Province of St. Albert the Great, USA

What Will Become of Sinners?

Being back in Denver, leading the pre-novitiate, has surfaced a number of memories of my own entry into Dominican life ten years ago. It’s been fun watching these six young men come together and begin to form a class, bonded by their common experience of the novitiate and Dominican life. I remember those early days, trying to figure out my classmates—naturally wondering who would become a friend, who would stay, and who would end up leaving. I remember, too, sizing up my classmates to figure out where I fit among them. Was I holy enough? Prayerful enough? Smart enough? Could a nerdy physics kid really be called to be a preacher?
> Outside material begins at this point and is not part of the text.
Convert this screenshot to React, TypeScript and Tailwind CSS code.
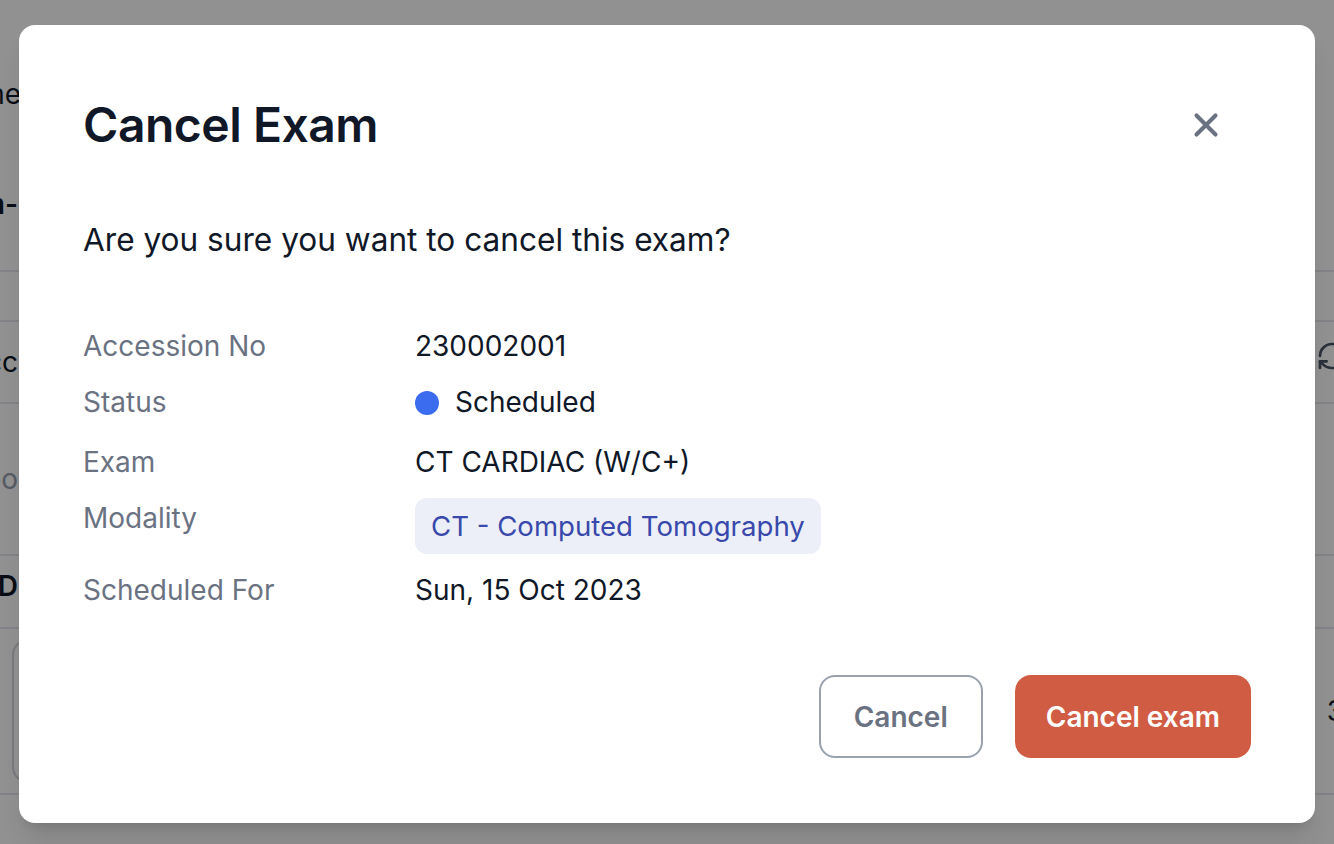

Perhaps such sizing up is a natural part of the beginning of formation, something fairly common among incoming novices, and perhaps it’s not all bad. I know for me, though, it mainly served to increase the doubts I had. Instead of seeing myself standing at the threshold of formation, eager to learn and grow in grace, I was mainly concerned with not looking or sounding too dumb. I had to show my nine new brothers that I belonged. Really, though, I had to convince myself of that fact.

It was during these early days of my Dominican life that I first heard the story of Dominic’s late-night, tearful prayer vigils. I remember reading about him spending hours before the crucifix, weeping while repeating the prayer: “My God, my mercy, what will become of sinners?” Given my mode of comparison and self-centeredness, such a prayer seemed odd to me. Sure, I could pray for sinners. Sure, I might wonder if a sinner could be saved. But to weep for sinners? Such an action seemed so far from where I was spiritually. I was too concerned about myself, my own holiness and salvation, to weep for others—especially for those with whom I had no formal relationship.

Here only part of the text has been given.